Deux discours antagonistes se distinguent alors : le premier est celui des franc-maçonneries alliées (Grande-Bretagne exceptée, qui refuse toute position politique) qui se veulent incarner les idéaux mêmes de la maçonnerie universelle, dans une bonne conscience lyrique et sans faille, identifiant l'adversaire au mal absolu. L’autre est celle du discours maçonnique allemand qui proteste du bon droit allemand et de la soumission nécessaire au pouvoir politique impérial.


À l'issue d'une conférence des maçonneries alliées à Paris en janvier 1917, il est convoqué un « Congrès des maçonneries des nations alliées et neutres » qui se tient effectivement en juin 1917 à l'invitation du G.O. et de la G.L. de France. Seize obédiences y sont représentées, essentiellement européennes, mais plusieurs Grandes Loges américaines du Nord et du Sud ont assuré de leur appui. La création d’une Société des nations figura au centre des débats et de la résolution finale. Il suffira plus tard aux anti-maçons de republier le compte rendu de ce Congrès pour démontrer à bon compte que la SDN était un « super-état maçonnique ». Ce qui importe ici est de relever que toutes les puissances présentes font leur l'idée que « cette guerre, déchaînée par les autocraties militaires, s'est transformée en une formidable querelle des démocraties organisées contre les puissances militaires et despotiques ». Elle est « l'affrontement de deux principes: celui de la Démocratie et celui de l'Impérialisme, celui de la Liberté et celui de l'Autorité, celui de la Vérité et celui du Mensonge ... Il s'agit de savoir si l'Humanité va atteindre son salut ou marcher à sa perte ... ».

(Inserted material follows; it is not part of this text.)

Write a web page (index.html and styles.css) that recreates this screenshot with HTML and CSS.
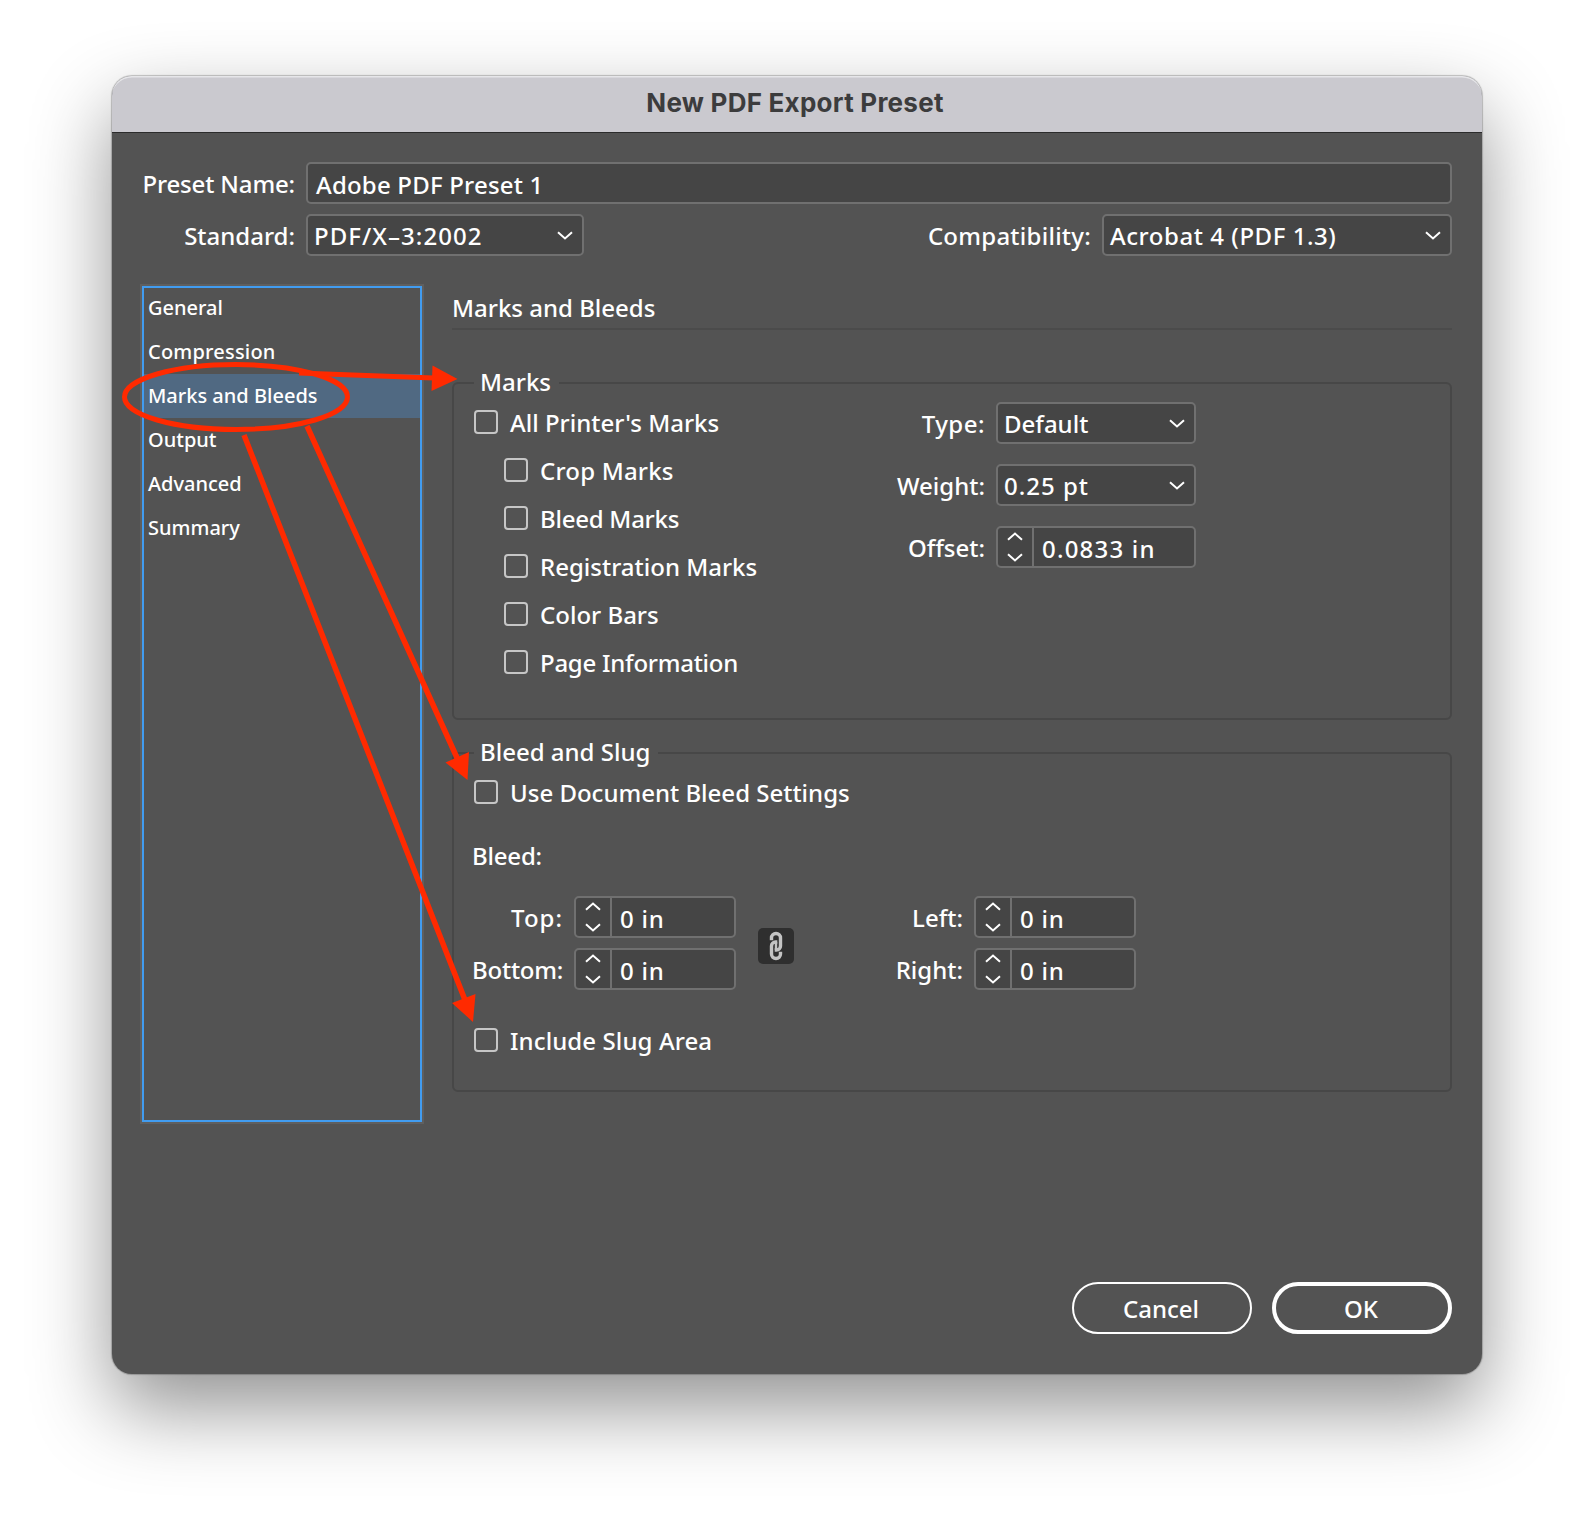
FILE: index.html
```html
<!DOCTYPE html>
<html lang="en">
<head>
<meta charset="utf-8">
<title>New PDF Export Preset</title>
<link rel="stylesheet" href="styles.css">
</head>
<body>
<svg class="defs" width="0" height="0">
  <symbol id="down" viewBox="0 0 16 9"><path d="M1 1.2 8 7.4 15 1.2" fill="none" stroke="#fff" stroke-width="2"/></symbol>
  <symbol id="up" viewBox="0 0 16 9"><path d="M1 7.8 8 1.6 15 7.8" fill="none" stroke="#fff" stroke-width="2"/></symbol>
</svg>
<main class="window">
  <header class="titlebar">New PDF Export Preset</header>
  <div class="content">
    <div class="row">
      <label class="label head-label">Preset Name:</label>
      <div class="field name"><span class="ls-name">Adobe PDF Preset 1</span></div>
    </div>
    <div class="row row-second">
      <label class="label head-label ls-label">Standard:</label>
      <div class="field select standard"><span class="ls-standard">PDF/X–3:2002</span><svg class="chev"><use href="#down"/></svg></div>
      <label class="label compat-label">Compatibility:</label>
      <div class="field select compat"><span class="ls-compat">Acrobat 4 (PDF 1.3)</span><svg class="chev"><use href="#down"/></svg></div>
    </div>
    <div class="panes">
      <nav class="sidebar">
        <div class="item first">General</div>
        <div class="item ls-item">Compression</div>
        <div class="item selected">Marks and Bleeds</div>
        <div class="item">Output</div>
        <div class="item">Advanced</div>
        <div class="item">Summary</div>
      </nav>
      <section class="pane">
        <h2 class="heading">Marks and Bleeds</h2>
        <fieldset class="group marks">
          <legend class="legend">Marks</legend>
          <div class="marks-body">
            <div class="checks">
              <label class="check"><i class="box"></i><span>All Printer's Marks</span></label>
              <label class="check sub"><i class="box"></i><span class="ls-item">Crop Marks</span></label>
              <label class="check sub"><i class="box"></i><span class="tight">Bleed Marks</span></label>
              <label class="check sub"><i class="box"></i><span>Registration Marks</span></label>
              <label class="check sub"><i class="box"></i><span>Color Bars</span></label>
              <label class="check sub"><i class="box"></i><span class="tight">Page Information</span></label>
            </div>
            <div class="options">
              <label class="label ls-type">Type:</label>
              <div class="field select"><span>Default</span><svg class="chev"><use href="#down"/></svg></div>
              <label class="label">Weight:</label>
              <div class="field select"><span class="ls-weight">0.25 pt</span><svg class="chev"><use href="#down"/></svg></div>
              <label class="label">Offset:</label>
              <div class="field spinner"><span class="steps"><svg class="step"><use href="#up"/></svg><svg class="step"><use href="#down"/></svg></span><span class="value ls-offset">0.0833 in</span></div>
            </div>
          </div>
        </fieldset>
        <fieldset class="group slug">
          <legend class="legend">Bleed and Slug</legend>
          <label class="check"><i class="box"></i><span>Use Document Bleed Settings</span></label>
          <div class="bleed-title">Bleed:</div>
          <div class="bleed">
            <div class="spinners first-pair">
              <label class="label ls-top">Top:</label>
              <div class="field spinner"><span class="steps"><svg class="step"><use href="#up"/></svg><svg class="step"><use href="#down"/></svg></span><span class="value">0 in</span></div>
              <label class="label tight">Bottom:</label>
              <div class="field spinner"><span class="steps"><svg class="step"><use href="#up"/></svg><svg class="step"><use href="#down"/></svg></span><span class="value">0 in</span></div>
            </div>
            <div class="link">
              <svg width="36" height="36" viewBox="0 0 36 36"><g fill="none" stroke="#c4c4c4" stroke-width="3.4"><path d="M13.500 12.300V10a4.500 4.500 0 0 1 9 0v8a4 4 0 0 1-4 4h-1.800"/><path d="M22.500 23.700V26a4.500 4.500 0 0 1-9 0v-8a4 4 0 0 1 4-4h1.800"/><path stroke-width="2.400" d="M18 14v8"/></g></svg>
            </div>
            <div class="spinners second-pair">
              <label class="label">Left:</label>
              <div class="field spinner"><span class="steps"><svg class="step"><use href="#up"/></svg><svg class="step"><use href="#down"/></svg></span><span class="value">0 in</span></div>
              <label class="label">Right:</label>
              <div class="field spinner"><span class="steps"><svg class="step"><use href="#up"/></svg><svg class="step"><use href="#down"/></svg></span><span class="value">0 in</span></div>
            </div>
          </div>
          <label class="check slug-check"><i class="box"></i><span>Include Slug Area</span></label>
        </fieldset>
      </section>
    </div>
    <footer class="actions">
      <button class="btn">Cancel</button>
      <button class="btn ok">OK</button>
    </footer>
  </div>
</main>
<svg class="notes" width="1594" height="1522" viewBox="0 0 1594 1522">
  <g fill="none" stroke="#ff2a00" stroke-width="5">
    <ellipse cx="236" cy="397" rx="111.500" ry="32.500"/>
    <path stroke-width="5" d="M299 373 434 378"/>
    <path stroke-width="5.500" d="M307 426 458 760M244 435 465 1000"/>
  </g>
  <g fill="#ff2a00">
    <path d="M432.500 365.500 431.500 391 457.500 379Z"/>
    <path d="M445.500 762.500 469 752 467.500 780Z"/>
    <path d="M452 1003 475.500 994 473 1022Z"/>
  </g>
</svg>
</body>
</html>
```
FILE: styles.css
```css
* { box-sizing: border-box; }
body {
  margin: 0;
  padding: 76px 0 0 112px;
  width: 1594px;
  height: 1522px;
  overflow: hidden;
  background: #fff;
  color: #fff;
  font: 500 24px/28px "Noto Sans", sans-serif;
  white-space: nowrap;
}
svg { display: block; }
.defs { position: absolute; }
.window {
  width: 1370px;
  height: 1298px;
  border-radius: 20px;
  background: #535353;
  box-shadow: 0 0 1px 1px rgba(0, 0, 0, .22), 0 34px 80px rgba(0, 0, 0, .43);
}
.titlebar {
  height: 57px;
  padding-right: 4px;
  border-radius: 20px 20px 0 0;
  border-bottom: 1px solid #2b2b2b;
  background: #cac9cf;
  box-shadow: inset 0 2px 0 -.5px #e6e6e9;
  color: #3c3c3d;
  font: 700 26px/54px Inter, sans-serif;
  letter-spacing: .25px;
  text-align: center;
}
.content { padding: 29px 30px 0 30px; }
.row { display: flex; align-items: center; }
.row-second { margin-top: 10px; }
.label { text-align: right; padding-top: 2px; }
.head-label { width: 153px; margin-right: 11px; letter-spacing: -.15px; }
.field {
  display: flex;
  align-items: center;
  height: 42px;
  border: 2px solid #707070;
  border-radius: 5px;
  background: #454545;
}
.name { flex: 1; padding: 3px 0 0 8px; }
.select { justify-content: space-between; padding: 0 9px 0 6px; }
.select span { padding-top: 2px; }
.chev { width: 16px; height: 9px; }
.standard { width: 278px; }
.compat-label { margin-left: auto; margin-right: 11px; letter-spacing: .25px; }
.compat { width: 350px; }
.ls-name { letter-spacing: .2px; }
.ls-label { letter-spacing: 0; }
.ls-standard { letter-spacing: 1.05px; }
.ls-compat { letter-spacing: .55px; }
.ls-weight { letter-spacing: 1px; }
.ls-item { letter-spacing: .2px; }
.ls-type { letter-spacing: .5px; }
.ls-top { letter-spacing: 1px; }
.tight { letter-spacing: -.25px; }

.panes { display: flex; gap: 30px; margin-top: 30px; }
.sidebar {
  width: 280px;
  height: 836px;
  border: 2px solid #419cf0;
  box-shadow: 0 0 0 2px #5f5f5f;
  font-size: 20px;
}
.item { height: 44px; padding-left: 4px; line-height: 44px; }
.first { height: 42px; line-height: 40px; }
.selected { background: #506982; }
.pane { width: 1000px; }
.heading {
  height: 44px;
  margin: 0;
  border-bottom: 2px solid #4b4b4b;
  font: inherit;
  line-height: 44px;
}
.group {
  min-width: 0;
  margin: 0;
  padding: 1px 20px 0;
  border: 2px solid #474747;
  border-radius: 6px;
}
.legend { height: 28px; padding: 0 8px 0 6px; line-height: 25px; }
.marks { height: 351px; margin-top: 39px; }
.slug { height: 353px; margin-top: 19px; }
.marks-body { display: flex; }
.checks { width: 386px; }
.check { display: flex; align-items: center; height: 48px; }
.check span { padding-top: 2px; }
.box {
  width: 24px;
  height: 24px;
  margin-right: 12px;
  border: 2px solid #c6c6c6;
  border-radius: 4px;
}
.sub { padding-left: 30px; }
.options {
  display: grid;
  grid-template-columns: 125px 200px;
  grid-auto-rows: 42px;
  gap: 20px 11px;
  align-content: start;
  align-items: center;
  padding-top: 4px;
}
.spinner { align-items: stretch; }
.steps {
  display: flex;
  flex-direction: column;
  align-items: center;
  justify-content: space-between;
  width: 36px;
  padding: 4px 0 4px;
  border-right: 2px solid #707070;
}
.step { width: 16px; height: 9px; }
.value { padding-left: 8px; line-height: 41px; letter-spacing: .8px; }
.ls-offset { letter-spacing: 1.2px; }
.bleed-title { height: 80px; margin-left: -2px; line-height: 79px; letter-spacing: -.2px; }
.bleed { display: flex; align-items: center; height: 94px; }
.spinners {
  display: grid;
  grid-template-columns: auto 162px;
  grid-auto-rows: 42px;
  gap: 10px 11px;
  align-items: center;
}
.first-pair { width: 265px; margin-left: -3px; }
.link {
  margin: 6px 0 0 22px;
  border-radius: 5px;
  background: #2f2f2f;
}
.second-pair { width: 262px; margin-left: 80px; }
.slug-check { margin-top: 26px; letter-spacing: .1px; }
.actions { display: flex; justify-content: flex-end; gap: 20px; margin-top: 160px; }
.btn {
  width: 180px;
  height: 52px;
  padding: 1px 2px 0 0;
  border: 2px solid #fff;
  border-radius: 26px;
  background: none;
  color: inherit;
  font: inherit;
}
.ok { border-width: 4px; }
.notes { position: absolute; left: 0; top: 0; pointer-events: none; }
```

La propagande officielle allemande mit en exergue le caractère politique des Maçonneries des pays alliés. Ce qui permettra à la littérature allemande de parler très vite d’un complot maçonnique international anti-allemand.

Malgré tout la graine plantée en 1917 finit par porter ses fruits. En 1920 le premier Bureau International est dissous, mais une nouvelle structure voit le jour : c'est en octobre 1921 que fut convoqué à Genève le premier congrès maçonnique international d'après guerre. L'initiative en revint encore à la G.L. suisse Alpina. Mais l'intransigeance franco-belge soumit la présence éventuelle des Allemands à la reconnaissance écrite préalable de la culpabilité allemande. Une seule loge, marginale, signa ce désaveu et fut admise.

Ce congrès donna naissance à l'Association maçonnique internationale  (A.M.I.) dont la direction fut internationale et le siège placé à Genève.

Mais, après tant de vains discours aussi creux que solennels, c’est peut-être ce qui sauva finalement la Franc-maçonnerie d’une faillite totale dans le cadre de cette première guerre mondiale : l’émergence de son concours absolu à l’idée et à la construction d’une structure de concertation internationale. Beaucoup de Frères de divers pays s'y sont illustrés. Voulue avec acharnement par le président des Etats-Unis, le F:. Woodrow Wilson, cette Société des Nations (SDN) fut instituée par une charte fondamentale intégrée au texte du traité de Versailles en 1919. Et c’est en 1920 qu’elle naquit officiellement, son premier président étant le F:. Léon Bourgeois du Grand Orient De France.